Dataset excerpt:
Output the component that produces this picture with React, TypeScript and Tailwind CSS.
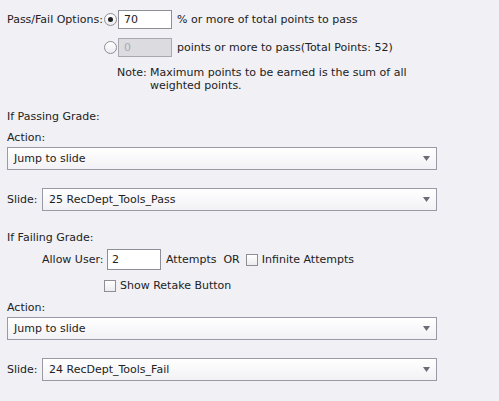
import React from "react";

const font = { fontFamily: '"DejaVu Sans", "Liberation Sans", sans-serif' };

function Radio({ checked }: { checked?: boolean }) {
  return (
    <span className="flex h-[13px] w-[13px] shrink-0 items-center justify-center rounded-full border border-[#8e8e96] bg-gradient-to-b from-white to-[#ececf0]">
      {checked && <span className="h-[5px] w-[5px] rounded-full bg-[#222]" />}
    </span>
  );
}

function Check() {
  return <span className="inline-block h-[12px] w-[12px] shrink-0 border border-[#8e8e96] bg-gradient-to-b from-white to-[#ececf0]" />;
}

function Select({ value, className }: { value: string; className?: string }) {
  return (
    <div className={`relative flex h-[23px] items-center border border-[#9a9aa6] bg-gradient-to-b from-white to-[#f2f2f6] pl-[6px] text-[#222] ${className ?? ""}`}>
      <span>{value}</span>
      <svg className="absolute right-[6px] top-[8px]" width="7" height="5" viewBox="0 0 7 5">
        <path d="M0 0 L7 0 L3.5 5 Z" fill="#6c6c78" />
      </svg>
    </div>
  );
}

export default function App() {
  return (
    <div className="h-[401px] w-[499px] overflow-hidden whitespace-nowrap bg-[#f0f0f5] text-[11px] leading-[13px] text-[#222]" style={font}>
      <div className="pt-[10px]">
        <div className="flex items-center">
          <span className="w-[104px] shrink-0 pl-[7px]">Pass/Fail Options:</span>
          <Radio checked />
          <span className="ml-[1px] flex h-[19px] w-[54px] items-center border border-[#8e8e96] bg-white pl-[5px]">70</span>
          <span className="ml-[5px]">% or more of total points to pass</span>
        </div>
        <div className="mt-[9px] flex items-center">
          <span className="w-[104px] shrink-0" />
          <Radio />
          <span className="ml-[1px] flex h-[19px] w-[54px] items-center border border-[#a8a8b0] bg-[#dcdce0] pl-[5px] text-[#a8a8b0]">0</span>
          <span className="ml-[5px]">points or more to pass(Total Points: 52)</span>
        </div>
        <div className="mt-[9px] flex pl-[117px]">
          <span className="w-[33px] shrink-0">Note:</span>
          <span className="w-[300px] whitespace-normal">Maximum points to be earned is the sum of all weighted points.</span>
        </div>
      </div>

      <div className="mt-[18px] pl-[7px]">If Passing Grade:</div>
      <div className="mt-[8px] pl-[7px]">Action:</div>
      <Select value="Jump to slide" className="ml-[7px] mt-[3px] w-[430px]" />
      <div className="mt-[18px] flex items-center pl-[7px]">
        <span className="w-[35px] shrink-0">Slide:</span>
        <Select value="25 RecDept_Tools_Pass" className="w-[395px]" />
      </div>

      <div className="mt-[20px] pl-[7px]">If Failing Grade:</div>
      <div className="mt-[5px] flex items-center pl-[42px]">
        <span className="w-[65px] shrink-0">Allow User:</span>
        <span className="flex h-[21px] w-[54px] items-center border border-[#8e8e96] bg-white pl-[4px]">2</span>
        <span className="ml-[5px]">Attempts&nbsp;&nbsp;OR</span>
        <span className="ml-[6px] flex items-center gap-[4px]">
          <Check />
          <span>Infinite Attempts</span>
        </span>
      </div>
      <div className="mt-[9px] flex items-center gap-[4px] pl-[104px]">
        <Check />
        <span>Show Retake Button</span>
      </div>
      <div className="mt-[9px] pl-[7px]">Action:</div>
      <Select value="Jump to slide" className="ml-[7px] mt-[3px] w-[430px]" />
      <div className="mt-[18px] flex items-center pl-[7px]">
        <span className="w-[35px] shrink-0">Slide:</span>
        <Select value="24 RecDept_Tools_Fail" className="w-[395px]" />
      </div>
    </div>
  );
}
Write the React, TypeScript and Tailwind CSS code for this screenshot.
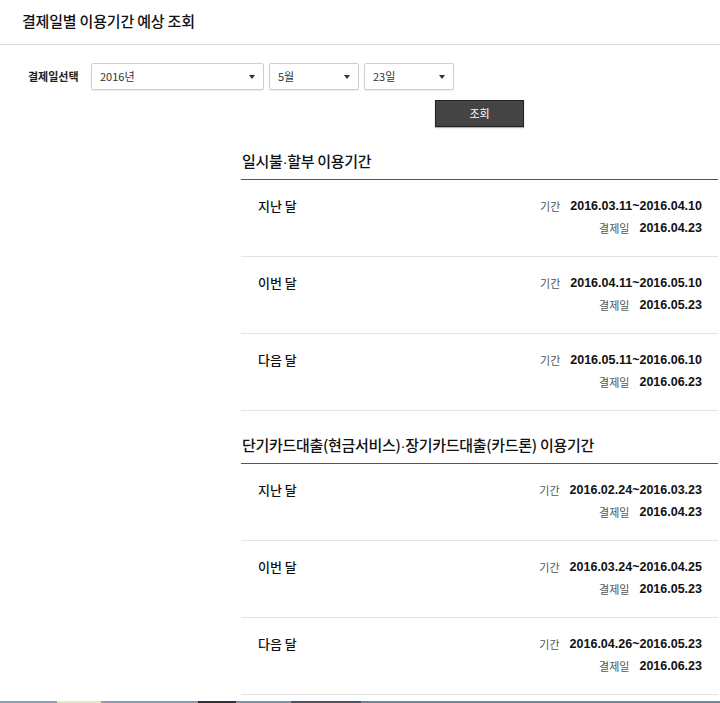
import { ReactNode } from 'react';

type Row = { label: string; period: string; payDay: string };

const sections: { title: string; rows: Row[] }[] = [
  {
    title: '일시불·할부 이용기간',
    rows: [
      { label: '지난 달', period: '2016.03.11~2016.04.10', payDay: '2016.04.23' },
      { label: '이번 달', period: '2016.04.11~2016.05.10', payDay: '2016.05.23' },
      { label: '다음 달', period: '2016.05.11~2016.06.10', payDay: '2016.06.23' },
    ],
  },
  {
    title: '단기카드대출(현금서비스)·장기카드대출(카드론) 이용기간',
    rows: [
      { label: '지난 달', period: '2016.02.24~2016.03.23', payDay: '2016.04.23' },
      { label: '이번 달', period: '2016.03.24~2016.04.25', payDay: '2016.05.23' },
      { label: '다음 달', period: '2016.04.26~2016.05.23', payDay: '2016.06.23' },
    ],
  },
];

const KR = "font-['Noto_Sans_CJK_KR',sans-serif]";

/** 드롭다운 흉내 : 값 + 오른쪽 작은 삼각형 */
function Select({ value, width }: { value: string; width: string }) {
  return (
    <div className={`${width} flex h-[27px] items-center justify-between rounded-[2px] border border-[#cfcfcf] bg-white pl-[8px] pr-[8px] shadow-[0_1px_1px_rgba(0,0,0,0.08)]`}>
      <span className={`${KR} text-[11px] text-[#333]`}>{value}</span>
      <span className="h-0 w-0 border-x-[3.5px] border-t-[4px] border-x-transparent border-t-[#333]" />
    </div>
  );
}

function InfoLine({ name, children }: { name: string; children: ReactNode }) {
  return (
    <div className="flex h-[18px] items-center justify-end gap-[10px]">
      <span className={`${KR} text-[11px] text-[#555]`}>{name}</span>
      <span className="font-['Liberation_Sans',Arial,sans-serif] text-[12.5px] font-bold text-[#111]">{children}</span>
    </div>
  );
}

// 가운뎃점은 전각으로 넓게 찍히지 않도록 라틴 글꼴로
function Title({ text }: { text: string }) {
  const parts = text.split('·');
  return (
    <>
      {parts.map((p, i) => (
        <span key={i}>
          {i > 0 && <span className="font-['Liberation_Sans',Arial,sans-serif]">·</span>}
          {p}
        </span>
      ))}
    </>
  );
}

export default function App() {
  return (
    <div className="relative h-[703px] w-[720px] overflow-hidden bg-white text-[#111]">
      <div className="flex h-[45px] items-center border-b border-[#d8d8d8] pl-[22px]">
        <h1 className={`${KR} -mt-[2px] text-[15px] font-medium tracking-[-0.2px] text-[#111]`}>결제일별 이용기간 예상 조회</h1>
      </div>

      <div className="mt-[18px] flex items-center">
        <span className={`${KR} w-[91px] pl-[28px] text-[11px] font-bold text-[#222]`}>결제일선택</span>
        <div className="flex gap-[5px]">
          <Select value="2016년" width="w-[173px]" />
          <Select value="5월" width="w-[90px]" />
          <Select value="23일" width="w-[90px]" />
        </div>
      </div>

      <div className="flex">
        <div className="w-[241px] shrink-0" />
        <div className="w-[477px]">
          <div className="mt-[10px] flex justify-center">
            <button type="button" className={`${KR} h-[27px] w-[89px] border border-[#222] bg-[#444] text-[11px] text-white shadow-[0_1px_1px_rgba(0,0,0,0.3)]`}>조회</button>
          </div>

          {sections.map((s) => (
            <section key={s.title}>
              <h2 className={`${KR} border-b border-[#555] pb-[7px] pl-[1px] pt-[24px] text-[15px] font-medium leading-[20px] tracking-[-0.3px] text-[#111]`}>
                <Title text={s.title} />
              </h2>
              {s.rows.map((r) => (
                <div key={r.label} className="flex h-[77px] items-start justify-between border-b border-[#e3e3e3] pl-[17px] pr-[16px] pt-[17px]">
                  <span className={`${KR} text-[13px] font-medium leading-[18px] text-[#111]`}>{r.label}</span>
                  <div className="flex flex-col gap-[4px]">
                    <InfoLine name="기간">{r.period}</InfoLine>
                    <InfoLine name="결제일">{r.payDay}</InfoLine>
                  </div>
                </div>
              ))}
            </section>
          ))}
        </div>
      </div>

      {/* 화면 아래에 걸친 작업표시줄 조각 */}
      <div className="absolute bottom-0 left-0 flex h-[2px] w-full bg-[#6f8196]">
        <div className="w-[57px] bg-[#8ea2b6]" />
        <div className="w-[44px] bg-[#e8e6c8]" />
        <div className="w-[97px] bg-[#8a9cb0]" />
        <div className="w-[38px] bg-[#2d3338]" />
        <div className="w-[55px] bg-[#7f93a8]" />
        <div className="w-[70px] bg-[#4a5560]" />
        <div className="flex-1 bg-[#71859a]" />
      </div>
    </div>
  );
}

* **WHAT THE TASK ASKS**
Print out, exactly and with nothing added, the lines starting at the line holding "Write the React, TypeScript" and ending at the line holding "string; period: string;", minus any pictures.

* **TASK ANSWER**
Write the React, TypeScript and Tailwind CSS code for this screenshot.
import { ReactNode } from 'react';

type Row = { label: string; period: string; payDay: string };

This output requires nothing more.